Members of PETA protested Groupon’s annual shareholder meeting in Chicago on Tuesday. PETA

In spite of its well-publicized financial struggles, Groupon Inc. (NASDAQ:GRPN) strives to project an image of carefree, irreverent whimsy. (Remember the time it trolled history buffs with a press release honoring Alexander Hamilton on President’s Day?) But lately the daily-deals company is finding it more difficult to stay out of real-life political battles -- even though it would clearly prefer not to be caught in the middle.

The company is currently the target of a fierce boycott effort by the animal-rights group PETA, which says Groupon “promotes cruelty to animals” by offering deals for zoos and circuses. Sign-wielding PETA demonstrators protested outside Groupon’s annual stockholders meeting in Chicago on Tuesday, and the group has even purchased stock in Groupon so its members can personally attend the meeting next year.

The effort has incited a pushback from conservatives, in particular the National Center for Public Policy Research, which says the growing trend of agenda-driven boycotts is disruptive to the free market. “It seems that hardly a week goes by without a news story about left-wing organizations pressuring businesses to cave in and endorse some aspect of the left-wing agenda,” Amy Ridenour, chairman of the National Center, said in a statement.

Hoping to weigh in on the issue, Justin Danhof, the National Center’s general counsel, attended Groupon’s stockholder meeting as well. During a Q&A session, he urged Groupon executives -- in light of PETA’s recent criticism -- to “stay neutral in political controversies.” And he got a response from Paul Taaffe, Groupon’s head of communications, who assured Danhof and the meeting’s attendees that Groupon deals are dictated by people, not politics.

Following the meeting, the National Center declared victory -- boldly announcing on its website that Groupon has “pledged it will be content neutral” when selecting deals to offer its members. “That very simple message is a victory for Groupon and the free market, and a very clear defeat for PETA and its ilk,” Danhof said.

But there’s just one problem. Groupon never uttered the words “content neutral,” and nobody at Groupon actually made a pledge, at least not publicly. Rather, Taaffe merely acknowledged a longstanding aspect of Groupon’s approach to data-driven deals: Groupon’s offers are a reflection of the tastes of its 50 million customers.

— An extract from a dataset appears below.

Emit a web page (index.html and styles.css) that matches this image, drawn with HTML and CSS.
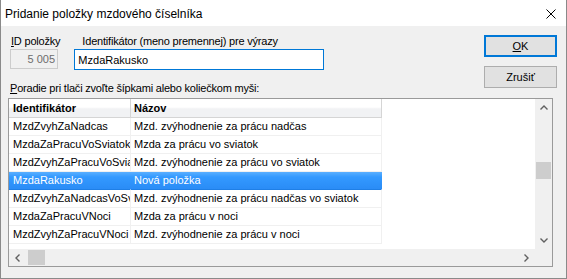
FILE: index.html
```html
<!DOCTYPE html>
<html lang="sk">
<head>
    <meta charset="UTF-8">
    <title>Pridanie položky mzdového číselníka</title>
    <link rel="stylesheet" href="styles.css">
</head>
<body>
    <div class="dialog">
        <!-- titulok okna -->
        <div class="titlebar">
            <span class="title">Pridanie položky mzdového číselníka</span>
            <svg class="close" width="10" height="10" viewBox="0 0 10 10">
                <path d="M0.5 0.5 L9.5 9.5 M9.5 0.5 L0.5 9.5" stroke="#000" stroke-width="1" fill="none"/>
            </svg>
        </div>

        <div class="content">
            <div class="top">
                <div class="fields">
                    <div class="field-row">
                        <div class="field field-id">
                            <label for="id_polozky"><u>I</u>D položky</label>
                            <input type="text" id="id_polozky" class="edit edit-id" value="5 005" readonly>
                        </div>
                        <div class="field field-ident">
                            <label for="identifikator">Identifikátor (meno premennej) pre výrazy</label>
                            <input type="text" id="identifikator" class="edit edit-ident" value="MzdaRakusko">
                        </div>
                    </div>
                    <label class="order-label"><u>P</u>oradie pri tlači zvoľte šípkami alebo koliečkom myši:</label>
                </div>

                <div class="buttons">
                    <button class="btn btn-default"><u>O</u>K</button>
                    <button class="btn">Zrušiť</button>
                </div>
            </div>

            <!-- zoznam položiek -->
            <div class="list">
                <div class="view">
                    <div class="row header">
                        <div class="cell col1">Identifikátor</div>
                        <div class="cell col2">Názov</div>
                    </div>
                    <div class="row">
                        <div class="cell col1">MzdZvyhZaNadcas</div>
                        <div class="cell col2">Mzd. zvýhodnenie za prácu nadčas</div>
                    </div>
                    <div class="row">
                        <div class="cell col1">MzdaZaPracuVoSviatok</div>
                        <div class="cell col2">Mzda za prácu vo sviatok</div>
                    </div>
                    <div class="row">
                        <div class="cell col1">MzdZvyhZaPracuVoSviatok</div>
                        <div class="cell col2">Mzd. zvýhodnenie za prácu vo sviatok</div>
                    </div>
                    <div class="row selected">
                        <div class="cell col1">MzdaRakusko</div>
                        <div class="cell col2">Nová položka</div>
                    </div>
                    <div class="row">
                        <div class="cell col1">MzdZvyhZaNadcasVoSviatok</div>
                        <div class="cell col2">Mzd. zvýhodnenie za prácu nadčas vo sviatok</div>
                    </div>
                    <div class="row">
                        <div class="cell col1">MzdaZaPracuVNoci</div>
                        <div class="cell col2">Mzda za prácu v noci</div>
                    </div>
                    <div class="row">
                        <div class="cell col1">MzdZvyhZaPracuVNoci</div>
                        <div class="cell col2">Mzd. zvýhodnenie za prácu v noci</div>
                    </div>
                </div>

                <div class="vscroll">
                    <div class="arrow">
                        <svg width="8" height="5" viewBox="0 0 8 5"><path d="M0.5 4.5 L4 1 L7.5 4.5" stroke="#606060" stroke-width="1.4" fill="none"/></svg>
                    </div>
                    <div class="vtrack">
                        <div class="vthumb"></div>
                    </div>
                    <div class="arrow">
                        <svg width="8" height="5" viewBox="0 0 8 5"><path d="M0.5 0.5 L4 4 L7.5 0.5" stroke="#606060" stroke-width="1.4" fill="none"/></svg>
                    </div>
                </div>

                <div class="hscroll">
                    <div class="arrow">
                        <svg width="5" height="8" viewBox="0 0 5 8"><path d="M4.5 0.5 L1 4 L4.5 7.5" stroke="#606060" stroke-width="1.4" fill="none"/></svg>
                    </div>
                    <div class="htrack">
                        <div class="hthumb"></div>
                    </div>
                    <div class="arrow">
                        <svg width="5" height="8" viewBox="0 0 5 8"><path d="M0.5 0.5 L4 4 L0.5 7.5" stroke="#606060" stroke-width="1.4" fill="none"/></svg>
                    </div>
                </div>

                <div class="corner"></div>
            </div>
        </div>
    </div>
</body>
</html>
```

FILE: styles.css
```css
/* celé okno dialógu */
body {
    margin: 0;
    font-family: "Liberation Sans", Arial, sans-serif;
    font-size: 11px;
    color: #000;
}

.dialog {
    width: 567px;
    height: 279px;
    box-sizing: border-box;
    border: 1px solid #8a8a8a;
    border-top: none;
    display: flex;
    flex-direction: column;
    background-color: #f0f0f0;
}

.titlebar {
    height: 26px;
    background-color: #fff;
    display: flex;
    align-items: center;
    justify-content: space-between;
    padding: 0 10px 0 4px;
    flex-shrink: 0;
}

.title {
    font-size: 12px;
    margin-top: 1px;
}

.close {
    margin-top: 2px;
}

.content {
    flex: 1;
    display: flex;
    flex-direction: column;
}

/* horná časť: polia a tlačidlá */
.top {
    display: flex;
    padding-top: 8px;
}

.fields {
    display: flex;
    flex-direction: column;
}

.field-row {
    display: flex;
}

.field {
    display: flex;
    flex-direction: column;
}

.field label,
.order-label {
    line-height: 15px;
    letter-spacing: -0.2px;
    white-space: nowrap;
}

.field-id {
    margin-left: 9px;
}

.field-id label {
    padding-left: 1px;
}

.field-ident {
    margin-left: 14px;
}

.field-ident label {
    padding-left: 8px;
}

.edit {
    font-family: "Liberation Sans", Arial, sans-serif;
    font-size: 11px;
    box-sizing: border-box;
    margin: 0;
    outline: none;
}

.edit-id {
    width: 48px;
    height: 20px;
    border: 1px solid #cccccc;
    background-color: #f0f0f0;
    color: #6d6d6d;
    text-align: right;
    padding: 0 2px 0 0;
}

.edit-ident {
    width: 250px;
    height: 21px;
    border: 1px solid #0078d7;
    background-color: #fff;
    color: #000;
    padding: 0 0 0 3px;
}

.order-label {
    margin: 11px 0 0 9px;
}

.buttons {
    margin-left: auto;
    margin-right: 9px;
    margin-top: 1px;
    display: flex;
    flex-direction: column;
    gap: 9px;
}

.btn {
    width: 73px;
    height: 22px;
    box-sizing: border-box;
    font-family: "Liberation Sans", Arial, sans-serif;
    font-size: 11px;
    color: #000;
    background-color: #e1e1e1;
    border: 1px solid #adadad;
    padding: 0;
}

.btn-default {
    border: 2px solid #0078d7;
}

/* zoznam so scrollbarmi */
.list {
    margin: 2px 0 0 7px;
    width: 545px;
    height: 169px;
    box-sizing: border-box;
    border: 1px solid #9a9a9a;
    display: grid;
    grid-template-columns: 1fr 17px;
    grid-template-rows: 1fr 17px;
}

.view {
    background-color: #fff;
    overflow: hidden;
}

.row {
    display: flex;
    height: 18px;
    width: 373px;
}

.cell {
    box-sizing: border-box;
    height: 18px;
    line-height: 17px;
    border-bottom: 1px solid #f0f0f0;
    border-right: 1px solid #f0f0f0;
    white-space: nowrap;
    overflow: hidden;
}

.col1 {
    width: 122px;
    padding-left: 4px;
}

.col2 {
    width: 251px;
    padding-left: 3px;
}

.header .cell {
    height: 19px;
    line-height: 18px;
    font-weight: bold;
    background: linear-gradient(to bottom, #ffffff 0%, #ffffff 45%, #f1f2f4 55%, #f1f2f4 100%);
    border-bottom: 1px solid #d5d5d5;
    border-right: 1px solid #d5d5d5;
}

.header {
    height: 19px;
}

.selected .cell {
    color: #fff;
    background: linear-gradient(to bottom, #5aafff 0%, #3399ff 30%, #2a8cf6 100%);
    border-bottom-color: #1f7fe6;
    border-right-color: transparent;
}

.vscroll {
    background-color: #f0f0f0;
    display: flex;
    flex-direction: column;
}

.vscroll .arrow {
    height: 17px;
    display: flex;
    align-items: center;
    justify-content: center;
}

.vtrack {
    flex: 1;
    padding-top: 46px;
}

.vthumb {
    width: 15px;
    height: 17px;
    margin-left: 1px;
    background-color: #cdcdcd;
}

.hscroll {
    background-color: #f0f0f0;
    display: flex;
}

.hscroll .arrow {
    width: 17px;
    display: flex;
    align-items: center;
    justify-content: center;
}

.htrack {
    flex: 1;
    padding-left: 2px;
}

.hthumb {
    width: 17px;
    height: 15px;
    margin-top: 1px;
    background-color: #cdcdcd;
}

.corner {
    background-color: #f0f0f0;
}
```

“This isn’t a new approach or policy,” Bill Roberts, a Groupon spokesman, told International Business Times in an email. “The only pledge we make is to do awesome things for our customers.”

And what about the “very clear defeat” for PETA? Reached by phone, Danhof said he came to that determination after the Q&A session. He said he was approached privately by Taaffe, who strongly reaffirmed his assertion that Groupon won’t bend to pressure from activists. Based on that private conversation, Danhof said he is convinced Groupon will stand its ground against PETA. “We can bicker back and forth over the definition of the word ‘pledge,’ but when the head of communications tells me right now, period -- and in the future, period -- ‘We are not going to make decision based on politics,’ I consider that a pledge,” Danhof said.

Groupon Inc. went public in November 2011. Reuters

At best, the dispute underscores the sometimes tricky position of third-party coupons sites, whose deals can be easily seen as an endorsement of a company at the receiving end, even if sites like Groupon insist that they are not. In many cases, passing the buck on controversy is easy. Federal regulations would restrict Groupon from offering deals for, say, a brothel or marijuana repository – both legal businesses in some states. But less-regulated industries can be equally controversial. Ringling Bros. can’t so much as pitch a tent without dodging legions of angry protesters, and yet its supporters attest with equal fervency that the elephant-heavy spectacles are just harmless family fun. For Groupon, that means figuring out which side it’s on -- even if it prefers whimsy to politics.

Danhof, for one, says he’s fairly certain a side was already chosen. “I get a lot of political, lawyerly-type answers from executives, and this was one of the most direct, un-equivocating answers I’ve ever gotten,” he said. “But, look, did we spit on each other’s hands and make a pledge? Of course not.”